Di Eropa, ketegangan di Ukraina masih membara. Timur Tengah masih menjadi medan perang proxy yang melibatkan banyak pihak, baik di Suriah, Irak, maupun Yaman. Sudah enam tahun perang berkecamuk dan tak kunjung reda. Sudah begitu banyak pula korban harta dan nyawa. Konflik dan ketegangan di Timur Tengah juga punya kecenderungan menjalar ke kawasan lain macam Asia Selatan ataupun Asia Tenggara. Di Asia Selatan, Afghanistan, dan Bangladesh masih menghadapi berbagai ketegangan dan tak kunjung stabil. Di Asia Tenggara, konflik masih berkecamuk, baik di Myanmar, Filipina Selatan, maupun Thailand Selatan. Perebutan kota Marawi di Mindanao medio April lalu oleh IS-Ranao juga membuat situasi kian rumit. Saat ini, Indonesia memang tak lagi mengalami konflik komunal sebagaimana di permulaan era Reformasi 1998. Namun, berbagai ketegangan di tingkat nasional maupun lokal masih mewarnai kehidupan kita dalam berbangsa dan bernegara. Narasi-narasi konflik masih menghantui dan membuat kita makin waswas akan keberlangsungan kehidupan masyarakat majemuk secara harmonis. Semua ketegangan atau konflik di atas tentu punya konsekuensi-konsekuensi kemanusiaan. Jatuhnya banyak korban harta dan nyawa, misalnya. Juga munculnya gelombang pengungsi dalam negeri (internally displaced people) atau ke luar negeri (migrant) yang tak jarang pula memicu krisis kemanusiaan dan problem-problem baru di tingkat global maupun nasional.

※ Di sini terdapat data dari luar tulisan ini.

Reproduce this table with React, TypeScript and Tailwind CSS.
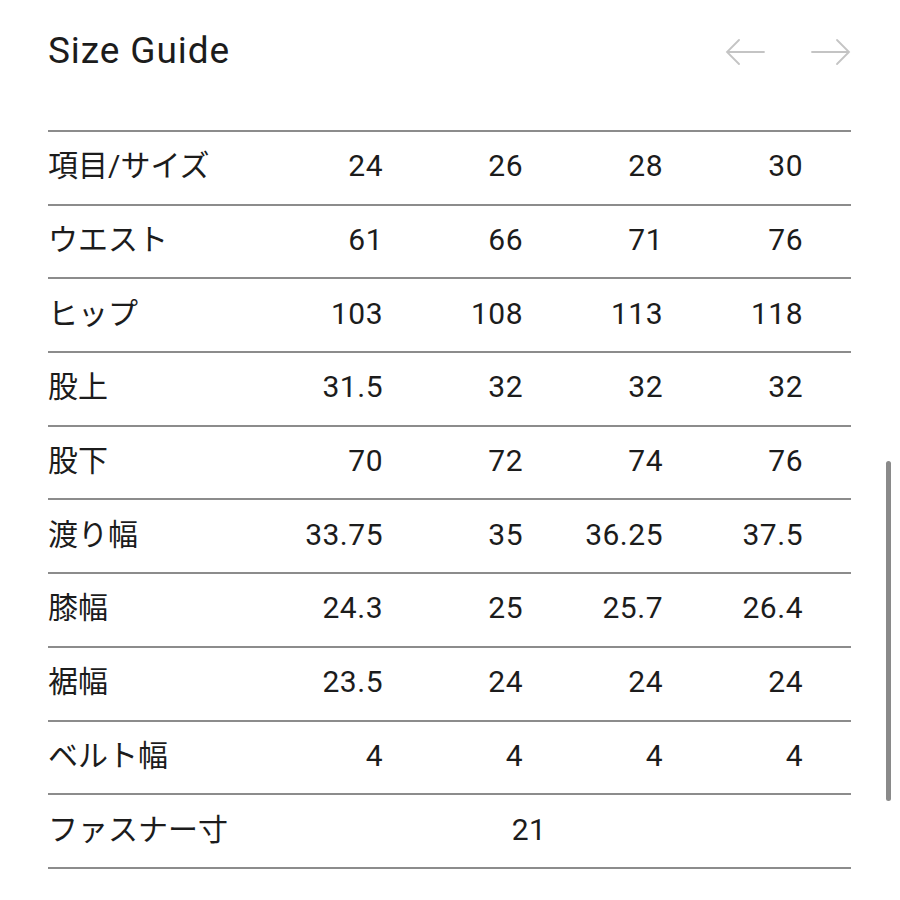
import React from 'react';

const sizes = ['24', '26', '28', '30'];

const rows: { label: string; values: string[] }[] = [
  { label: 'ウエスト', values: ['61', '66', '71', '76'] },
  { label: 'ヒップ', values: ['103', '108', '113', '118'] },
  { label: '股上', values: ['31.5', '32', '32', '32'] },
  { label: '股下', values: ['70', '72', '74', '76'] },
  { label: '渡り幅', values: ['33.75', '35', '36.25', '37.5'] },
  { label: '膝幅', values: ['24.3', '25', '25.7', '26.4'] },
  { label: '裾幅', values: ['23.5', '24', '24', '24'] },
  { label: 'ベルト幅', values: ['4', '4', '4', '4'] },
];

const font = "font-['Roboto','Noto_Sans_CJK_JP',sans-serif]";

function Arrow({ dir }: { dir: 'left' | 'right' }) {
  return (
    <svg width="40" height="28" viewBox="0 0 40 28" fill="none" stroke="#c4c4c4" strokeWidth="1.8" strokeLinecap="round">
      {dir === 'left' ? (
        <path d="M39 14H2M14 2L2 14l12 12" />
      ) : (
        <path d="M1 14h37M26 2l12 12-12 12" />
      )}
    </svg>
  );
}

function Row({ label, children }: { label: string; children: React.ReactNode }) {
  return (
    <div className="grid grid-cols-[195px_140px_140px_140px_140px] h-[73.7px] items-center border-b-2 border-[#8c8c8c] pb-[3px]">
      <div className="text-[30px] text-[#1c1c1c] leading-none">{label}</div>
      {children}
    </div>
  );
}

export default function App() {
  return (
    <div className={`relative w-[900px] h-[900px] bg-white overflow-hidden ${font}`}>
      <div className="pl-[48px] pr-[49px]">
        <div className="flex items-center justify-between pt-[32px]">
          <h1 className="text-[37px] leading-[37px] text-[#1c1c1c] font-normal tracking-[0.9px]">Size Guide</h1>
          <div className="flex items-center gap-[46px] mt-[2px]">
            <Arrow dir="left" />
            <Arrow dir="right" />
          </div>
        </div>

        <div className="mt-[61px] border-t-2 border-[#8c8c8c]">
          <Row label="項目/サイズ">
            {sizes.map((s) => (
              <div key={s} className="text-right text-[30px] leading-none text-[#1c1c1c] tracking-[0.5px]">
                {s}
              </div>
            ))}
          </Row>
          {rows.map((r) => (
            <Row key={r.label} label={r.label}>
              {r.values.map((v, i) => (
                <div key={i} className="text-right text-[30px] leading-none text-[#1c1c1c] tracking-[0.5px]">
                  {v}
                </div>
              ))}
            </Row>
          ))}
          <Row label="ファスナー寸">
            <div className="col-span-4 text-center pl-[12px] text-[30px] leading-none text-[#1c1c1c] tracking-[0.5px]">
              21
            </div>
          </Row>
        </div>
      </div>

      <div className="absolute left-[886px] top-[461px] w-[5px] h-[340px] rounded-full bg-[#8a8a8a]" />
    </div>
  );
}
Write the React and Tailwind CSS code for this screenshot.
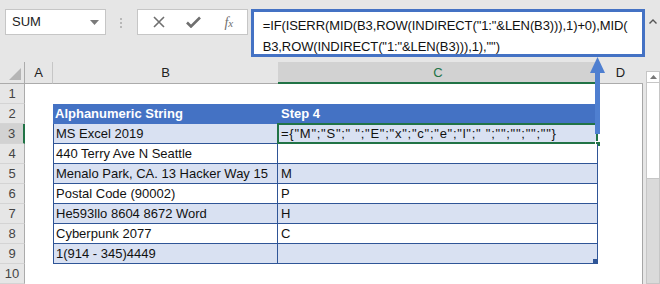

            Nah demi mencermati kejadian-kejadian pada saat ini Indonesia dapat mengambil peran untuk mencari jalan tengah secara diplomatic. Karena ini senua menjadi pikiran kita bersama dalam mengatasi krisis kemanusiaan.
Harapan saya di tahun 2045 Indonesia memliki sumberdaya manusia yang berkualitas yang mampu bersaing dengan Negara-negara maju, dalam peringkat daya saing global Indonesia juga meningkat dari 41 menjadi nomer 36 dari 137 Negara.